Masih dalam gema Hari Anak Nasional, muncul isu keprihatinan anak ditawan gawai mereka. Dari mulai melek mata sampai hendak terpejam, anak menggenggam gadget atau gawainya. Bahkan jika diminta atau disembunyikan, tak sungkan si anak tantrum.
Nangis meraung sampai marah ke siapapun menjadi fenomena yang bisa terjadi. Dan mungkin ada banyak lagi dampak yang tiada terduga akibat gawai pada anak.
Gawai kini seolah menjadi kebutuhan primer keluarga modern. Anggaran bulanan untuk kuota internet gawai ayah, ibu, kakak, adik dan si upik harus dibuat. Gawai sudah jadul, rusak, atau ingin update gawai terbaru tak urung menguras isi dompet. Baik untuk sekadar main gim atau bermedsos ria, gawai tidak pernah lepas dari dinamika keluarga.
Bisa kita katakan, gawai sudah menjadi anggota keluarga.
Jumlah pengguna gawai di Indonesia berada di urutan ke 4 di dunia setelah China, India dan Amerika. Jumlah smartphone sendiri 1,4 kali lebih banyak dari total populasi penduduk Indonesia. Menurut katadata.co.id, di 2017 sekitar 371 juta ponsel terdaftar dimiliki orang Indonesia. Kemenperin mencatat ada 30 produsen gawai yang sudah memenuhi syarat TKDN (Tingkat Komponen Dalam Negri).
Dari gambaran data di atas, tak bisa diingkari pengguna gawai adalah anggota keluarga. Bisa saja si ayah mendaftarkan tablet/smartphone anaknya atas nama dirinya. Atau si ibu yang memang punya 2-3 smartphone untuk toko onlinenya. Si kakak yang sudah SMA juga bisa punya tablet dan smartphone biar tidak kalah gengsi di sekolahnya.
Dengan minimnya edukasi formal menyoal dunia digital, tanggung jawab penggunaan gawai ada di orang tua. Tentunya orang tua ingin ada kemanfaatan optimal dari gawai untuk anaknya. Ekses negatif gawai tentunya ada. Namun jika bisa diminimalisir tentu lebih baik. Namun sayang, banyak orangtua pun kadang tidak tanpa tahu efek buruk gawai.
Jalan pintas melarang anak memakai gawai pun bukan solusi. Pembelotan dan "main belakang" si anak menggunakan gawai bisa terjadi. Pinjam gawai teman/saudara yang memanjakan mereka jadi pilihan. Tidak terawasi dan terkontrolnya anak menggunakan gawai orang lain efeknya malah bisa lebih berbahaya.

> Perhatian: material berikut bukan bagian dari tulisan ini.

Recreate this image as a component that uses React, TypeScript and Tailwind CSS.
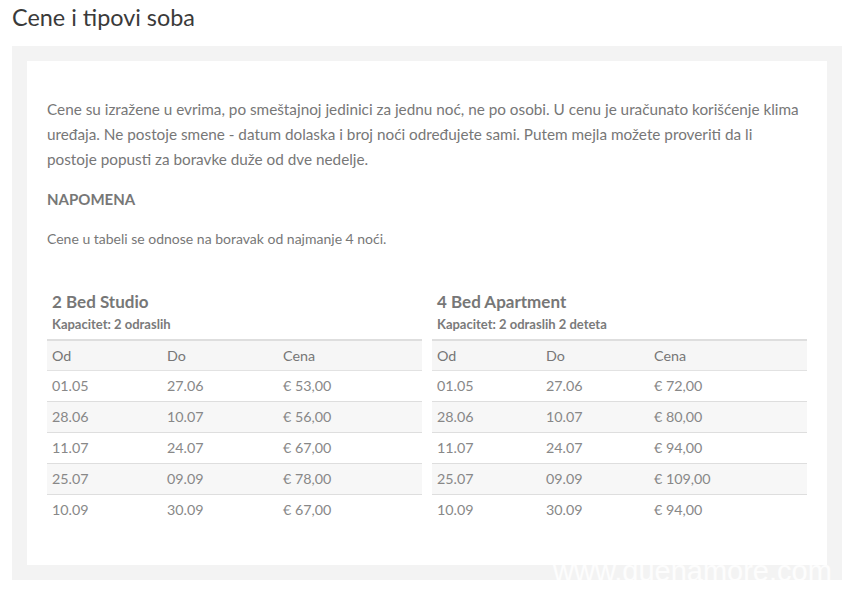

Pun kadang, orang tua lalai pada bentuk tindakan ini karena kesibukan mereka mencari uang.
Sebagai anggota keluarga, kita biasanya mampu menerima baik buruk seseorang. Menjadikan orang lain anggota keluarga pun saling mendekatkan. Kadang jarak pun rela dan mampu ditempuh demi untuk bersama, contohnya mudik. Saat saling dekat, entah itu kabar baik dan buruk sebagai anggota keluarga pun mau mengucap bahagia atau mencari solusi.
Begitupun bagi sebuah gawai jika menjadi anggota keluarga. Akankah lebih bijak bagi orangtua mau belajar dan faham efek buruk yang dibawa. Sehingga efek lebih buruk bisa dihindari. Tak lupa juga mencari sisi kemanfaatan si gawai. Faktanya, gawai menjadi perekat anggota keluarga saat jauh. Dan saat dekat pun, dengan gawai kita simpan kenangan bersama.